Since outstanding bank credit to MSMEs was Rs 4.69 lakh crore at the end of September 2018 as compared to Rs 4.73 lakh crore in September 2016, many argue the shrinkage in credit is reason enough for the government to intervene to get credit supplies growing. That is missing the point. For one, bank credit to industry as a whole—including large firms—is hardly growing since there is very little capacity creation; and since other sectors are growing faster, it has even shrunk as a share of the total lending. While outstanding credit to all industry was `27.02 lakh crore in September 2018, this is not much higher than the Rs 26.29 lakh crore in

September 2015. As a result, industrial credit as a share of total non-food credit fell to 33.9% in September 2018 from 43.1% in September 2015. As a share of total industrial credit, in fact, the share of MSME has fallen less sharply, to 17.4% in September 2018 from 18.3% in September 2015.

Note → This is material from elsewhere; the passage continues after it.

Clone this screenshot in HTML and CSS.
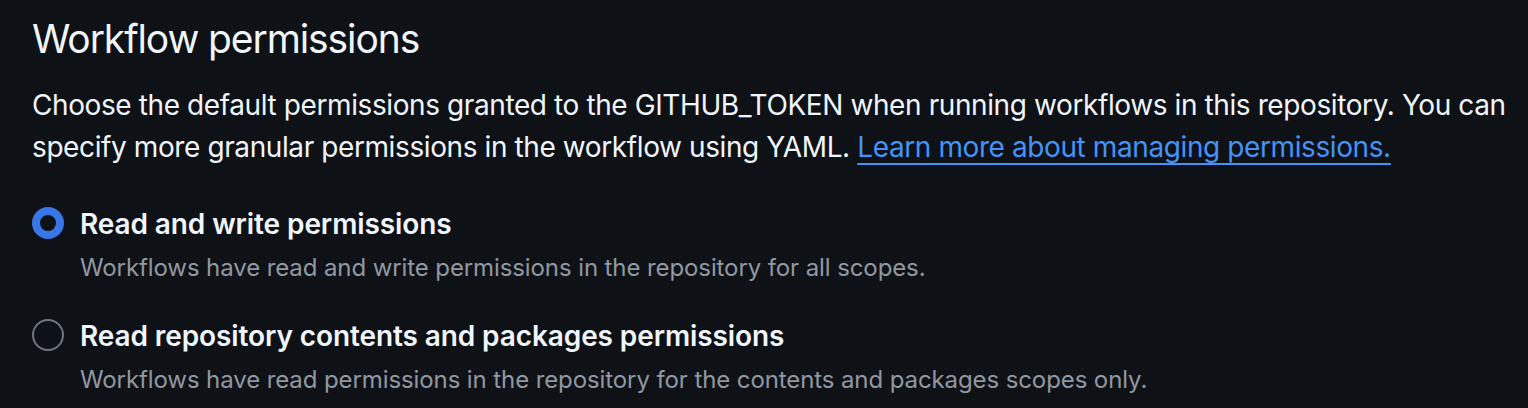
FILE: index.html
```html
<!DOCTYPE html>
<html lang="en">
<head>
<meta charset="utf-8">
<title>Workflow permissions</title>
<link rel="stylesheet" href="styles.css">
</head>
<body>
<main class="section">
  <h2 class="heading">Workflow permissions</h2>
  <p class="intro">Choose the default permissions granted to the GITHUB_TOKEN when running workflows in this repository. You can specify more granular permissions in the workflow using YAML. <a class="link" href="#">Learn more about managing permissions.</a></p>
  <div class="options">
    <label class="option">
      <span class="radio radio-checked"></span>
      <span class="option-text">
        <span class="option-title">Read and write permissions</span>
        <span class="option-desc">Workflows have read and write permissions in the repository for all scopes.</span>
      </span>
    </label>
    <label class="option">
      <span class="radio"></span>
      <span class="option-text">
        <span class="option-title">Read repository contents and packages permissions</span>
        <span class="option-desc">Workflows have read permissions in the repository for the contents and packages scopes only.</span>
      </span>
    </label>
  </div>
</main>
</body>
</html>
```

FILE: styles.css
```css
html, body {
  margin: 0;
  padding: 0;
  background: #0e1116;
}

body {
  font-family: Inter, "Noto Sans", "Liberation Sans", sans-serif;
  color: #f0f6fc;
}

.section {
  padding: 14px 12px 0 32px;
}

.heading {
  margin: 0;
  font-size: 39px;
  line-height: 50px;
  font-weight: 400;
  letter-spacing: -1.1px;
  color: #f0f6fc;
}

.intro {
  margin: 20px 0 0 0;
  font-size: 28px;
  line-height: 42px;
  letter-spacing: -0.4px;
  color: #f0f6fc;
}

.link {
  color: #4493f8;
  text-decoration: underline;
  text-underline-offset: 6px;
  text-decoration-thickness: 2px;
}

.options {
  display: flex;
  flex-direction: column;
  gap: 29px;
  margin-top: 35px;
}

.option {
  display: flex;
  align-items: flex-start;
  gap: 16px;
}

.radio {
  flex: none;
  box-sizing: border-box;
  width: 32px;
  height: 32px;
  margin-top: 4px;
  border-radius: 50%;
  border: 2px solid #6e7681;
  background: #0e1116;
}

.radio-checked {
  border: 8px solid #3876e6;
}

.option-text {
  display: flex;
  flex-direction: column;
  gap: 5px;
}

.option-title {
  font-size: 28px;
  line-height: 42px;
  font-weight: 600;
  letter-spacing: -0.1px;
  color: #f0f6fc;
}

.option-desc {
  font-size: 24px;
  line-height: 36px;
  letter-spacing: -0.1px;
  color: #9198a1;
}
```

The reason for MSME lending from banks remaining flat, or even contracting a bit, is that banks are not best equipped to lend to this sector. The amount of management time required to service an MSME loan is the same as for a larger loan, so banks prefer to focus on larger clients; a very large chunk of MSMEs don’t have enough collateral or well established sales trails to justify loans, especially when the sales are primarily in cash. Also, given the nature of the market varies from industry to industry, NBFCs and MFIs are better suited for such loans since they are, by their very nature, much closer to their customers. In such a situation, the government needs to be careful to ensure that, while it encourages banks to lend more to MSMEs, this must not deteriorate into a loan mela, where loans are handed out irrespective of the ability to repay. While RBI doesn’t put out data on the NPAs of SMEs, in the case of a large bank like SBI, its FY18 annual report puts the NPAs for SMEs at 16.1%, up from 14.8% in FY17—the bank doesn’t give data for SMEs, but since this appears under priority sector lending, it is clear it refers to SMEs.

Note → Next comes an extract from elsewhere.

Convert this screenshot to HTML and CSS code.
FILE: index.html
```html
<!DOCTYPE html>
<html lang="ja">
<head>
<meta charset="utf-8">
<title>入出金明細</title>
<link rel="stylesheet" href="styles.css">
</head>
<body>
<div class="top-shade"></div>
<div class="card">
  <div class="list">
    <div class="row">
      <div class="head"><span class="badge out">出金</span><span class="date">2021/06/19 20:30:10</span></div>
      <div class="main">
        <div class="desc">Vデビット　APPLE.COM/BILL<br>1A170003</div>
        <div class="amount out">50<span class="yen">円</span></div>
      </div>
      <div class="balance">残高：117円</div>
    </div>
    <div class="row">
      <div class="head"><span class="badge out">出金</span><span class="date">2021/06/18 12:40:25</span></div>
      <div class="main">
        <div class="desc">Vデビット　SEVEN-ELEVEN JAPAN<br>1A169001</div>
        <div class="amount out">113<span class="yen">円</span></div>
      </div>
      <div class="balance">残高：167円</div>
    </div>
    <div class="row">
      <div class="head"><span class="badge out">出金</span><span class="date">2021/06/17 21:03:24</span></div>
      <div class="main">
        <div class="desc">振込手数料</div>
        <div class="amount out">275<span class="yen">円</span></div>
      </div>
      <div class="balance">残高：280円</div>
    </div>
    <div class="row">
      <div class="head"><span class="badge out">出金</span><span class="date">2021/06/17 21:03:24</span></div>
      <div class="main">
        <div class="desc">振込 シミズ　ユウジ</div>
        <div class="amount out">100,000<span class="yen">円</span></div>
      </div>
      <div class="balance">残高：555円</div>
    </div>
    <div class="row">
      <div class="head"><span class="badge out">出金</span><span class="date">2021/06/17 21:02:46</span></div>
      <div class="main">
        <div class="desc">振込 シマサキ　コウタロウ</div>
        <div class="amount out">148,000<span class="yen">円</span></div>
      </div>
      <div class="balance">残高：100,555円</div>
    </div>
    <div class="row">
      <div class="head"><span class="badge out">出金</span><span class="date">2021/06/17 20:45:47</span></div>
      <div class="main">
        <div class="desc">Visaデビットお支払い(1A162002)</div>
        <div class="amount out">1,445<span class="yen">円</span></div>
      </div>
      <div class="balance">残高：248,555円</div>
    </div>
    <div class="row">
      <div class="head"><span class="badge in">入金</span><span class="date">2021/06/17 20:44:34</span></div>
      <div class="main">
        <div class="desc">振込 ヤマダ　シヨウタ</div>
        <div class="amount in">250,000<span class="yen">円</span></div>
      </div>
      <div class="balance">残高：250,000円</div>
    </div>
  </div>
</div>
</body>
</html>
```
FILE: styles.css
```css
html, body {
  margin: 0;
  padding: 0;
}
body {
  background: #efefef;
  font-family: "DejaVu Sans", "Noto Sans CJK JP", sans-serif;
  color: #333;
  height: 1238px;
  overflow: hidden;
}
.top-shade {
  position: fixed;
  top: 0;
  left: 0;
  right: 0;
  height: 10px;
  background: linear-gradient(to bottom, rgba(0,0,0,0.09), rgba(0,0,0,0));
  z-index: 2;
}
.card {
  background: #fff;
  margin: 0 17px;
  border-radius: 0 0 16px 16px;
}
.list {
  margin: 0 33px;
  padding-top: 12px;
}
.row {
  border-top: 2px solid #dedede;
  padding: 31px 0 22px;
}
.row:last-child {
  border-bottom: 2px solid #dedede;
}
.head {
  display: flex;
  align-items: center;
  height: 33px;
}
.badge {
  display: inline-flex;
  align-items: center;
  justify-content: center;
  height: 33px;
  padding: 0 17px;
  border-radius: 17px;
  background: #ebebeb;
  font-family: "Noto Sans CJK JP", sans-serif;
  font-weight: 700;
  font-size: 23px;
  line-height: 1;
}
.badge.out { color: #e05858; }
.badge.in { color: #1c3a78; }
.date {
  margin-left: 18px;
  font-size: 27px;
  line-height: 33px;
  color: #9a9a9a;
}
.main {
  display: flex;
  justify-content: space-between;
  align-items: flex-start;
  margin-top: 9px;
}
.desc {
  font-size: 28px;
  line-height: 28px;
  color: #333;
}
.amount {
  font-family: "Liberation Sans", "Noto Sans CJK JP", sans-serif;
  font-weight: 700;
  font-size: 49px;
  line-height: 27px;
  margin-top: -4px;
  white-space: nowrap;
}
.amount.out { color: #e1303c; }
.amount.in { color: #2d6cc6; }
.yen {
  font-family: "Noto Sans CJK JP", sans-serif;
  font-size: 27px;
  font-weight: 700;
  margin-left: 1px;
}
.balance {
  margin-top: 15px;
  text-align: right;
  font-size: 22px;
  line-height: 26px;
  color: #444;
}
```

And while credit is very important, this is just one of the constraints faced by MSMEs; others include very poor infrastructure and access to markets. A study by urban-development-solutions firm MetroValley found, for instance, that while firms in Bangalore pay rents of over $5 per square metre, industrial rents in Hanoi are less than a fifteenth of that; it takes 21 days to deliver goods from JNPT to the US east coast versus 14 from China … While increased PSU procurement from MSMEs is welcome, at Rs 30,000 crore, the hike is not enough to solve the access to markets which is a big problem for MSMEs. Indeed, thanks to Chinese imports flooding the market, large domestic markets are getting shut down for MSMEs; inherent disadvantages have meant export markets aren’t growing well either. Fixing this is not going to be easy as it requires lots of action on various fronts including serious labour reform, cutting red tape and fixing broken infrastructure. There is a danger that, since granting bank loans is more visible, government action may remain primarily focused on just that.